Josh Queipo: Of Course, It’s Cade Otton
When the Pester Report team originally landed on this topic for our PR Roundtable this week the phrasing was, “Which Bucs player is the most overlooked?” And I was going to do three paragraphs of short jokes centered on Tez Johnson. But they adjusted the wording and now I digress. The long and short of it comes down to a couple of high-profile drops/misgrabs have made Otton out to be Public Enemy Number One in the world of Bucs fans.

Bucs TE Cade Otton – Photo by: USA Today
People love a flashy tight end who can put up gaudy counting numbers. And yet lots of people forget that Otton did that for a time when he was asked to after Mike Evans and Chris Godwin Jr. went down with injuries in 2024. From Weeks 7-10 of that year Otton was one of the best receiving tight ends in football:
Targets – 38 (2nd)
Receptions – 30 (2nd)
Yards – 293 (2nd)
TD – 3 (2nd)
Yards Per Route Run – 1.90 (10th)
When the offense asked him to be the engine of the passing game he responded like a college kid’s Honda, chugging along without stopping. But that isn’t what makes him awesome. It’s his amphibian-like ability to adapt to whatever the offense needs him to be.
Juxtapose that four-game stretch with what the Bucs needed him to be last year as the offensive line worked through new lineup after new lineup and lost a total of 11 games from their starting tight ends. Otton was asked to stay in and chip and block to give Baker Mayfield precious extra tenths of a second. Otton obliged at a high level.

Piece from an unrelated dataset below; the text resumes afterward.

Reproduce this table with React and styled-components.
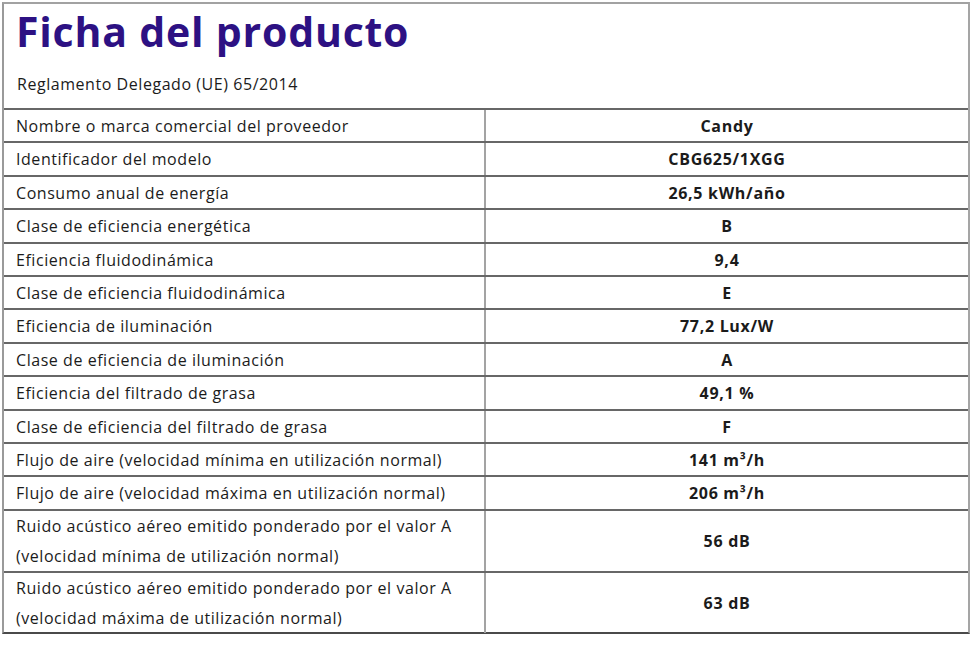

He is one of the better starting blocking tight ends in the game. Is he top five at any one skill? Probably not. But there isn’t a single thing tight ends are responsible for that he is below average at.
And to boot, when he is in the game there is zero tip-off to the defense at what the Bucs might run. Deep pass, short pass, gap run, zone run. Split him out wide, run him in-line or put him in the slot. Otton can effectively execute any assignment from any alignment. That’s real value to an offensive coordinator.